Alas, I've made progress in persuading you present your actual
reservation with passwords (not even KDF).

>From the ssh-keygen manual page[0]:

" -a rounds

When saving a new-format private key (i.e. an ed25519 key or any
SSH protocol 2 key when the -o flag is set), this option
specifies the number of KDF (key derivation function) rounds
used.  Higher numbers result in slower passphrase verification
and increased resistance to brute-force password cracking (should
the keys be stolen)."

Your argument has nothing to do with exponential vs linear growth, and
your argument has nothing to do with attacker/user cost difference,
either.

Your argument is that private keys should be protected by private
keys, ad nauseum, or that the user memorize a password with the same
entropy as a private key.

But real world tools employ KDF-augmented password over keys as a
two-factor auth mechanism, in essence recognizing that the two
complement rather than replace each other.
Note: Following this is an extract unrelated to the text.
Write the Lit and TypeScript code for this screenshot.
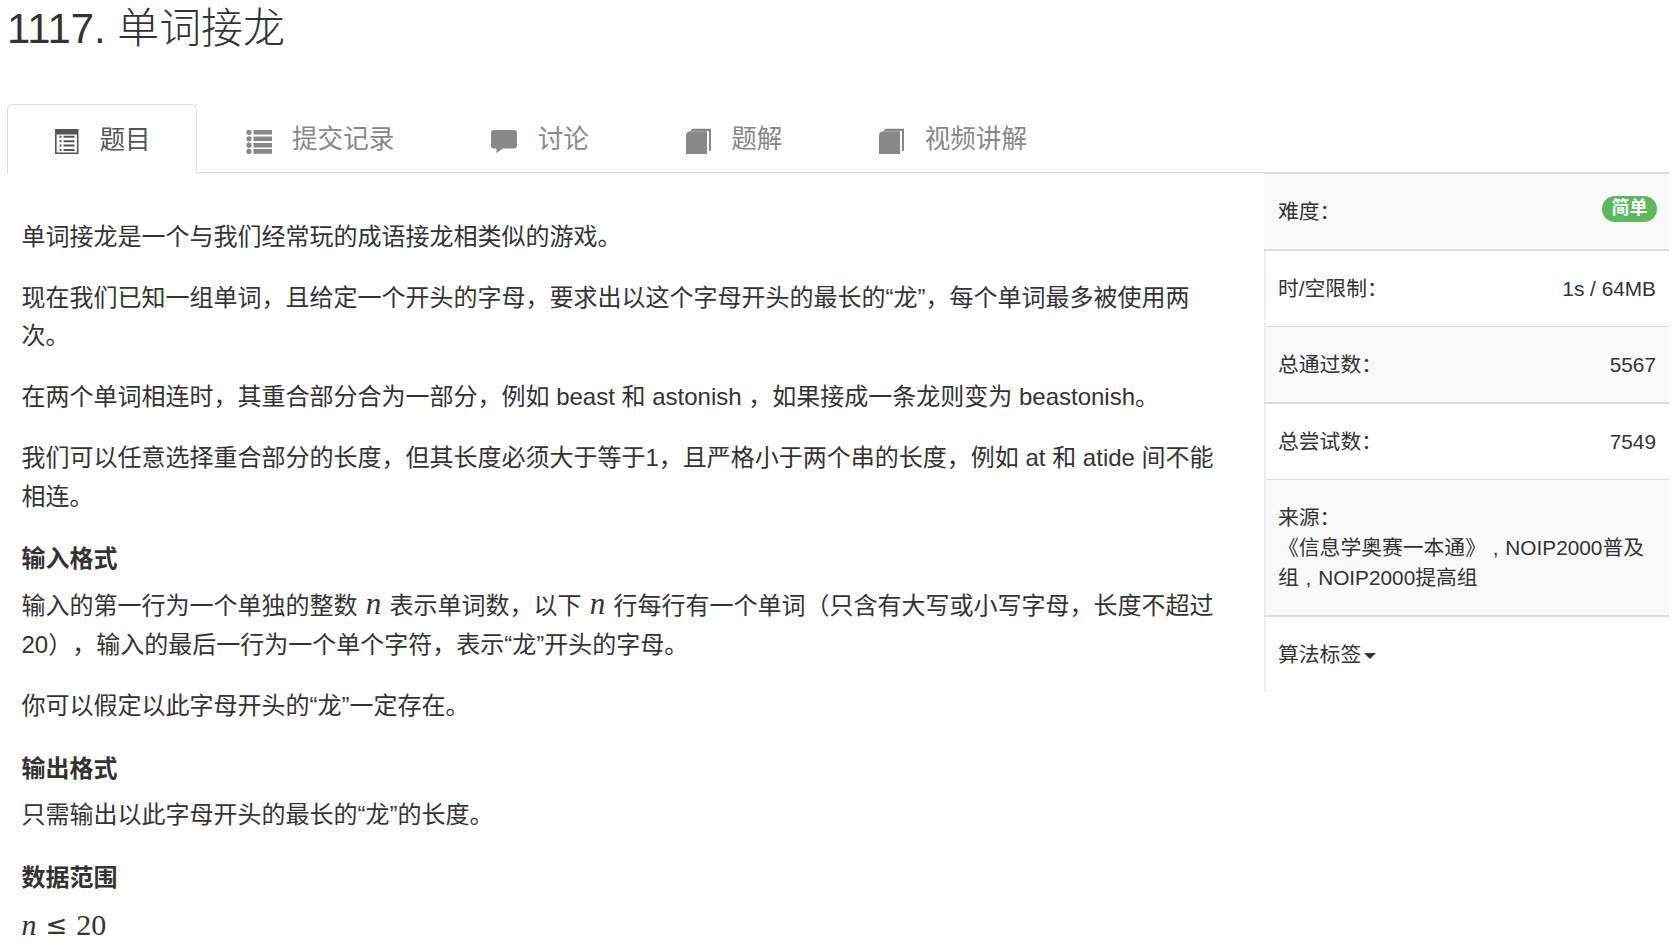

See TrueCrypt, OpenBSD
CRYPTO discipline for softraid, and the previously cited OpenBSD SSH.

[0] http://www.openbsd.org/cgi-bin/man.cgi?query=ssh-keygen

>
> The amount of entropy in human-useable 6-character or 8-character passwords
> is so low that it doesn't really matter if something like scrypt makes it a
> million times harder to compute each hash--although if I understand the
> original description from the scrypt paper, it's more like roughly only
> 260000 times harder than SHA-2 based on the original parameters.
>
> Note that there purportedly already are scrypt machines (for litecoin) which
> can do 25 million scrypt hashes per second (albeit with an r parameter value
> of 1, so knock it down by some small'ish fixed constant).
>
> A weak password will still be a weak password with or without scrypt.
>
> If you move to something like HOTP systems, the exponential increase in
> search space far exceeds the linear (by comparison) attack cost that scrypt
> buys you.
>
> Solutions like scrypt do make you less vulnerable than the next guy. And
> there's something to be said for that. But that's perilously close to the
> cryptographic equivalent of bike shedding. Or even "you can never go wrong
> by choosing Microsoft" as a contingent defense for when things break.